Saturday, February 1, 2014

EXTRA: Serie del Caribe to get Chicago Sout' Side baseball viewpoint

The ballplayers taking part in the Caribbean Series beginning Saturday were from places scattered all over Latin America, while the umpires came from Mexico and Cuba.

The advertisements around the ballpark were for Polar-brand beer (get it?), while the fans danced to merengue music (rather than the heavy metal or rap music riffs we hear in U.S. ballparks).

AND THE WEATHER or Margarita Island in Venezuela, where this year’s Caribbean Series baseball tourney is being played, was so un-Chicago – sunny skies and 88-degree temperatures on Saturday afternoon.

Which is why I was amused to learn of the broadcast crews that way too many baseball fans will ignore because they’ve been brainwashed into thinking that the Super Bowl somehow matters – or that they’re supposed to care about overpriced commercial spots that will air during the game.

It was as Chicago as one could get.

I found it amusing to tune in to the pre-game show and see that the usual ESPN Deportes broadcasters were joined by one-time White Sox manager Ozzie Guillen – who didn’t give us any verbal whoppers, but tried to make himself appear to be quite the baseball expert.

THEN AGAIN, THE Caribbean Series runs through next Saturday. There will be plenty of opportunities for Ozzie to say something that will manage to tick off somebody, while amusing, entertaining or informing the rest of us.

Although if by chance you didn’t watch the ballgame on television (I don’t know your access to the ESPN Deportes channel – station number 609 on my television set), keep in mind that the ESPN Spanish-language radio broadcasts are using one-time baseball pitcher Orlando "El Duque” Hernandez to give player insight to the broadcasts.

Hernandez might well be remembered most as a New York Yankees pitcher. But let’s not forget his stint with the White Sox team that won the 2005 World Series. His relief pitching stint in the final playoff game that year against the Boston Red Sox (where he pitched three perfect innings, prevented the White Sox from blowing a one-run lead AND made Red Sox slugger Manny Ramirez in particular look like a total chump) is one of those memorable moments.

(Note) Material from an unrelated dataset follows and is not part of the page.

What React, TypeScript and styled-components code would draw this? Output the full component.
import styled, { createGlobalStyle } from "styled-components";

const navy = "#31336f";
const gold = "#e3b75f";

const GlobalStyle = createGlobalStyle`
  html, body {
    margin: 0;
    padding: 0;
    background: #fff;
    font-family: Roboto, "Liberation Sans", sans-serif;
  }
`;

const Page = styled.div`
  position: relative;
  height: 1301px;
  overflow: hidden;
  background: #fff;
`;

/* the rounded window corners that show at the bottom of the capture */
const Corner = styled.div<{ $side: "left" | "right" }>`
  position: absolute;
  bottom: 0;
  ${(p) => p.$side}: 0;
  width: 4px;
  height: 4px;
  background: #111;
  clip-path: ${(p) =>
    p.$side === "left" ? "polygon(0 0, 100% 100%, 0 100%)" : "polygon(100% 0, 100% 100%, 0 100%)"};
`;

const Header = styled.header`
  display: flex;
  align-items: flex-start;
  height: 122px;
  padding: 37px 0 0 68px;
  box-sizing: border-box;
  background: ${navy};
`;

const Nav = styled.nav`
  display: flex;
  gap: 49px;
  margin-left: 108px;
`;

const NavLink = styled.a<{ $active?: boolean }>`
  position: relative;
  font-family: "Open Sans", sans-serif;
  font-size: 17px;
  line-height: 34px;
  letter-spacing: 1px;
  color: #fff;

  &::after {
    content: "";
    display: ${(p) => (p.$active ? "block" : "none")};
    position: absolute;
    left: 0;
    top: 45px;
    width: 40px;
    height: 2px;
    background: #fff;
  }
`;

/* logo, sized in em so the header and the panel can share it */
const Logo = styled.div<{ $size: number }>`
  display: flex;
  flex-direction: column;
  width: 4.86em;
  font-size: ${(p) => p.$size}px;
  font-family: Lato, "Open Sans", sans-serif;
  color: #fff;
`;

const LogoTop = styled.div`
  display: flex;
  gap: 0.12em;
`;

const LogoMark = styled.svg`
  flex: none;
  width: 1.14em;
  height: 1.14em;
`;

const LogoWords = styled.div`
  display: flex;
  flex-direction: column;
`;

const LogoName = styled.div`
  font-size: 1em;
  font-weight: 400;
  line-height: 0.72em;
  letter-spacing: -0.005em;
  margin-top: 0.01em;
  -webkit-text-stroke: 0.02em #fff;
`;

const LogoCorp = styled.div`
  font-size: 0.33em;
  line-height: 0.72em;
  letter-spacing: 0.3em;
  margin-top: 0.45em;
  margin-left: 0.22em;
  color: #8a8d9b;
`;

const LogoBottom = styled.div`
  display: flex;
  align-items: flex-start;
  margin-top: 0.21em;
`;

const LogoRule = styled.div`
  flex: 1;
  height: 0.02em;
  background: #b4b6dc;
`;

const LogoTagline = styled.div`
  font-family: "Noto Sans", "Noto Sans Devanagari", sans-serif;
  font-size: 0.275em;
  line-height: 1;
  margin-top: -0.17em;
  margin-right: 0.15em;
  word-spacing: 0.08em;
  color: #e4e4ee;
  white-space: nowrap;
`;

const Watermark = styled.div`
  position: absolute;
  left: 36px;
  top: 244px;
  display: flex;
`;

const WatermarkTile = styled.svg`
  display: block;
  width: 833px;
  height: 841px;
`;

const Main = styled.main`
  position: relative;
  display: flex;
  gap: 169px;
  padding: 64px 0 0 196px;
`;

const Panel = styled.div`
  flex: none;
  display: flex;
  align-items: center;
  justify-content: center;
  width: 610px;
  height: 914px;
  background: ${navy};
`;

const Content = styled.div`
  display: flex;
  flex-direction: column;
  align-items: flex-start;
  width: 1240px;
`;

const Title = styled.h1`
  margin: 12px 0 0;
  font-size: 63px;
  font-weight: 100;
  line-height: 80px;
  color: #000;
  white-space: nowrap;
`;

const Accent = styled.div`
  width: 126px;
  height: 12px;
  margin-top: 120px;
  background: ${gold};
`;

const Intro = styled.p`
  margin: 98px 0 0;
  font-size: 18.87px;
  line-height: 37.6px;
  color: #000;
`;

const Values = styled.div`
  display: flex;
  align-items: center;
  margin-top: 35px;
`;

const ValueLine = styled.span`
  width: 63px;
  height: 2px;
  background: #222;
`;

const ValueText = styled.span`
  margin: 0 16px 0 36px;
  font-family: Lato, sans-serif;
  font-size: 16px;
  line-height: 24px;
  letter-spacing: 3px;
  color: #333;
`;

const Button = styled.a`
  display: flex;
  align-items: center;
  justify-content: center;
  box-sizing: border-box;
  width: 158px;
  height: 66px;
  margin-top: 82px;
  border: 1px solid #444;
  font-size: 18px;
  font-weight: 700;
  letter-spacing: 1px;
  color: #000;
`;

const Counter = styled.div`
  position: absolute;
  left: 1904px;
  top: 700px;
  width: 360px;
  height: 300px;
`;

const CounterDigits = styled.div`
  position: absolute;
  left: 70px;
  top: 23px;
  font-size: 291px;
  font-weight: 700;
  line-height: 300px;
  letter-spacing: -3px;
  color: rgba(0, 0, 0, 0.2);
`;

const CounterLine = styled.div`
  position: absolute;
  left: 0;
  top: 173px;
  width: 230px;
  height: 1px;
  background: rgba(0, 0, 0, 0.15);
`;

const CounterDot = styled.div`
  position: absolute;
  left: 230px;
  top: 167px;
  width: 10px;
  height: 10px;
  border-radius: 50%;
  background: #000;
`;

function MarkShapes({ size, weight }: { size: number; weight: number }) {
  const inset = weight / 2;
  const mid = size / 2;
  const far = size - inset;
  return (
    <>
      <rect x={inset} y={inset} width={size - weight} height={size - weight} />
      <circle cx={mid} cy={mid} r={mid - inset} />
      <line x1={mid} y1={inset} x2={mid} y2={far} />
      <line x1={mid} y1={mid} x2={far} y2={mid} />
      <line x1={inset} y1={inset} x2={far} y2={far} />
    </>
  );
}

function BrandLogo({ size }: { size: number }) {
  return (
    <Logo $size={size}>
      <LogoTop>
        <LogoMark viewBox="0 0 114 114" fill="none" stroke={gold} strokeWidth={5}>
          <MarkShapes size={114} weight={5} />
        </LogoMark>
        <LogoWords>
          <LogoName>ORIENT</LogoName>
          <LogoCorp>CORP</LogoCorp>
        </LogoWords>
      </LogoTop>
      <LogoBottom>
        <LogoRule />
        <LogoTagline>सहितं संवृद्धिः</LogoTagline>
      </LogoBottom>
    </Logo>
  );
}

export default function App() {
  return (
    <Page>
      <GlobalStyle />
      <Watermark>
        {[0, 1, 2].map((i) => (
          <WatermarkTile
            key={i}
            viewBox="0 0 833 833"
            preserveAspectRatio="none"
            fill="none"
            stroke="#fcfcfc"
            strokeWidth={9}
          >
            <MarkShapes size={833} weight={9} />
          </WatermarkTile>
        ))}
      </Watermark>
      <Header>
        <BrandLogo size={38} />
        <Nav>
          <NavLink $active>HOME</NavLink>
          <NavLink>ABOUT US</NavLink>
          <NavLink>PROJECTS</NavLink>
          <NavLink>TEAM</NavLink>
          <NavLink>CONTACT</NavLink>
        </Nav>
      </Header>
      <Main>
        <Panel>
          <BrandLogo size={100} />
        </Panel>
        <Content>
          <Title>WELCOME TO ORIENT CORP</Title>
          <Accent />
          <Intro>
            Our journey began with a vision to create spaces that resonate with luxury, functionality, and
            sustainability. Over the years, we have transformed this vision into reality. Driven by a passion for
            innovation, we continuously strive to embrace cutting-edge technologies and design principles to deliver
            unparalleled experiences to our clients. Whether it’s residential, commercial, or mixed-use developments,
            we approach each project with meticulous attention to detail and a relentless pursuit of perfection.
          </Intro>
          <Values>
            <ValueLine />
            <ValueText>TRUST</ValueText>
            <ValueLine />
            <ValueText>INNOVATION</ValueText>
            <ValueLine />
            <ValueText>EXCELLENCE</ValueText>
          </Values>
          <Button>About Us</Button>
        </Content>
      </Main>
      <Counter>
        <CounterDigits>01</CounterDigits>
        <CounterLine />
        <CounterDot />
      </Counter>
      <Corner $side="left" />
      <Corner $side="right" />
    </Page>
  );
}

And I’m sure that to the mindset of the Red Sox fan, Hernandez’s White Sox road uniform looked remarkably similar to when he wore Yankees road grays and did his part to repeatedly shut them down.

An improvement over Bud?
GUILLEN AND HERNANDEZ – it’s a shame they won’t be a part of the same broadcast at some point. Perhaps we’d get a reminiscence or two of that special season from nine years ago when a Chicago ball club actually wound up being the best.
 
Before they go back to telling us about this year’s versions of the Licey Tigers (the Dominican Republic’s champions) or the Hermosillo Orange Growers (from Mexico), or the fact that Cuba is once again being included in a tourney that purports to give us the championship of all Latin America.

All in all, it has me hoping that there’s some truth to the speculation that Caribbean Series officials are considering a change in the rotation of host nations so that it will come to the United States (most likely at the Miami Marlins’ ballpark near the "Little Havana" neighborhood that has cropped up along Eighth Street) in future years.

Be honest. It will be a more interesting spectacle than anything likely to happen Sunday when football (not futbol) fans freeze their behinds off in the wintry weather of the Jersey-based suburbs of New York City.

  -30-

EDITOR'S NOTE: One little tidbit when watching a Spanish-language baseball broadcast. When you hear the announcer say that the batter was "punched out," it means he was struck out by the pitcher. Not that any kind of brawl was about to take place.